Retype all of the listing exactly, passing over any picture you find.

DATA LINES ▸

⟨

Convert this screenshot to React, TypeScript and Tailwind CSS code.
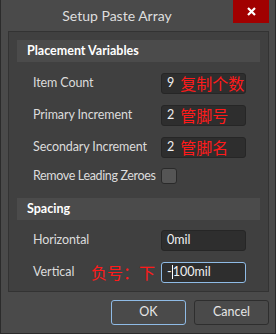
import React from 'react';

const font = { fontFamily: 'Lato, "Noto Sans", "Liberation Sans", sans-serif' };
const cjk = { fontFamily: '"Noto Sans CJK SC", "Noto Sans", sans-serif' };

function Header({ title }: { title: string }) {
  return (
    <div className="h-[22px] bg-[#4b4b4b] flex items-center pl-[10px] text-[12.5px] font-bold text-white">
      {title}
    </div>
  );
}

function Field({ label, value, note }: { label: string; value: string; note?: string }) {
  return (
    <div className="h-[32px] flex items-center pl-[16px]">
      <div className="w-[128px] text-[12.5px] tracking-[-0.1px] text-[#dcdcdc] whitespace-nowrap">{label}</div>
      <div className="w-[85px] h-[21px] rounded-[3px] bg-[#2e2e2e] border border-[#262626] flex items-center pl-[5px] text-[12.5px] text-[#f0f0f0] whitespace-nowrap">
        <span>{value}</span>
        {note && (
          <span className="ml-[6px] text-[16px] leading-none text-[#ff1a1a]" style={cjk}>
            {note}
          </span>
        )}
      </div>
    </div>
  );
}

export default function App() {
  return (
    <div
      className="w-[276px] h-[334px] bg-[#4a4a4a] border-x border-b border-[#2b2b2b] flex flex-col"
      style={font}
    >
      <div className="relative h-[31px] flex items-center">
        <div className="w-[232px] text-center text-[14px] text-[#dedede] -mt-[1px]">Setup Paste Array</div>
        <div className="absolute right-[6px] top-0 w-[36px] h-[23px] bg-[#a10000] flex items-center justify-center">
          <svg width="9" height="9" viewBox="0 0 9 9">
            <path d="M1 1L8 8M8 1L1 8" stroke="white" strokeWidth="2.2" />
          </svg>
        </div>
      </div>

      <div className="ml-[7px] w-[261px] h-[261px] bg-[#404040] border border-[#333333] px-[8px] pt-[8px] flex flex-col">
        <Header title="Placement Variables" />
        <div className="mt-[5px]">
          <Field label="Item Count" value="9" note="复制个数" />
          <Field label="Primary Increment" value="2" note="管脚号" />
          <Field label="Secondary Increment" value="2" note="管脚名" />
          <div className="h-[26px] flex items-center pl-[16px]">
            <div className="w-[128px] text-[12.5px] tracking-[-0.35px] text-[#dcdcdc] whitespace-nowrap">Remove Leading Zeroes</div>
            <div className="w-[16px] h-[16px] rounded-[3px] bg-[#555555] border border-[#2a2a2a]" />
          </div>
        </div>
        <div className="mt-[9px]">
          <Header title="Spacing" />
        </div>
        <div className="mt-[4px]">
          <Field label="Horizontal" value="0mil" />
          <div className="h-[32px] flex items-center pl-[16px]">
            <div className="w-[58px] text-[12.5px] text-[#dcdcdc]">Vertical</div>
            <div className="w-[70px] text-[16px] leading-none text-[#ff1a1a] whitespace-nowrap" style={cjk}>负号：下</div>
            <div className="w-[85px] h-[21px] rounded-[3px] bg-[#2e2e2e] border border-[#8fbbe6] flex items-center pl-[5px] text-[12.5px] text-[#f0f0f0]">
              <span>-</span>
              <span className="w-[1px] h-[14px] bg-white" />
              <span>100mil</span>
            </div>
          </div>
        </div>
      </div>

      <div className="flex justify-end gap-[8px] pr-[6px] mt-[8px]">
        <button className="w-[75px] h-[25px] rounded-[3px] bg-[#4a4a4a] border border-[#8fbbe6] text-[12.5px] text-[#e6e6e6]">
          OK
        </button>
        <button className="w-[75px] h-[25px] rounded-[3px] bg-[#4a4a4a] border border-[#2e2e2e] text-[12.5px] text-[#e6e6e6]">
          Cancel
        </button>
      </div>
    </div>
  );
}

⟩

FINISHED ANSWER ▸
Convert this screenshot to React, TypeScript and Tailwind CSS code.
import React from 'react';

const font = { fontFamily: 'Lato, "Noto Sans", "Liberation Sans", sans-serif' };
const cjk = { fontFamily: '"Noto Sans CJK SC", "Noto Sans", sans-serif' };

function Header({ title }: { title: string }) {
  return (
    <div className="h-[22px] bg-[#4b4b4b] flex items-center pl-[10px] text-[12.5px] font-bold text-white">
      {title}
    </div>
  );
}

function Field({ label, value, note }: { label: string; value: string; note?: string }) {
  return (
    <div className="h-[32px] flex items-center pl-[16px]">
      <div className="w-[128px] text-[12.5px] tracking-[-0.1px] text-[#dcdcdc] whitespace-nowrap">{label}</div>
      <div className="w-[85px] h-[21px] rounded-[3px] bg-[#2e2e2e] border border-[#262626] flex items-center pl-[5px] text-[12.5px] text-[#f0f0f0] whitespace-nowrap">
        <span>{value}</span>
        {note && (
          <span className="ml-[6px] text-[16px] leading-none text-[#ff1a1a]" style={cjk}>
            {note}
          </span>
        )}
      </div>
    </div>
  );
}

export default function App() {
  return (
    <div
      className="w-[276px] h-[334px] bg-[#4a4a4a] border-x border-b border-[#2b2b2b] flex flex-col"
      style={font}
    >
      <div className="relative h-[31px] flex items-center">
        <div className="w-[232px] text-center text-[14px] text-[#dedede] -mt-[1px]">Setup Paste Array</div>
        <div className="absolute right-[6px] top-0 w-[36px] h-[23px] bg-[#a10000] flex items-center justify-center">
          <svg width="9" height="9" viewBox="0 0 9 9">
            <path d="M1 1L8 8M8 1L1 8" stroke="white" strokeWidth="2.2" />
          </svg>
        </div>
      </div>

      <div className="ml-[7px] w-[261px] h-[261px] bg-[#404040] border border-[#333333] px-[8px] pt-[8px] flex flex-col">
        <Header title="Placement Variables" />
        <div className="mt-[5px]">
          <Field label="Item Count" value="9" note="复制个数" />
          <Field label="Primary Increment" value="2" note="管脚号" />
          <Field label="Secondary Increment" value="2" note="管脚名" />
          <div className="h-[26px] flex items-center pl-[16px]">
            <div className="w-[128px] text-[12.5px] tracking-[-0.35px] text-[#dcdcdc] whitespace-nowrap">Remove Leading Zeroes</div>
            <div className="w-[16px] h-[16px] rounded-[3px] bg-[#555555] border border-[#2a2a2a]" />
          </div>
        </div>
        <div className="mt-[9px]">
          <Header title="Spacing" />
        </div>
        <div className="mt-[4px]">
          <Field label="Horizontal" value="0mil" />
          <div className="h-[32px] flex items-center pl-[16px]">
            <div className="w-[58px] text-[12.5px] text-[#dcdcdc]">Vertical</div>
            <div className="w-[70px] text-[16px] leading-none text-[#ff1a1a] whitespace-nowrap" style={cjk}>负号：下</div>
            <div className="w-[85px] h-[21px] rounded-[3px] bg-[#2e2e2e] border border-[#8fbbe6] flex items-center pl-[5px] text-[12.5px] text-[#f0f0f0]">
              <span>-</span>
              <span className="w-[1px] h-[14px] bg-white" />
              <span>100mil</span>
            </div>
          </div>
        </div>
      </div>

      <div className="flex justify-end gap-[8px] pr-[6px] mt-[8px]">
        <button className="w-[75px] h-[25px] rounded-[3px] bg-[#4a4a4a] border border-[#8fbbe6] text-[12.5px] text-[#e6e6e6]">
          OK
        </button>
        <button className="w-[75px] h-[25px] rounded-[3px] bg-[#4a4a4a] border border-[#2e2e2e] text-[12.5px] text-[#e6e6e6]">
          Cancel
        </button>
      </div>
    </div>
  );
}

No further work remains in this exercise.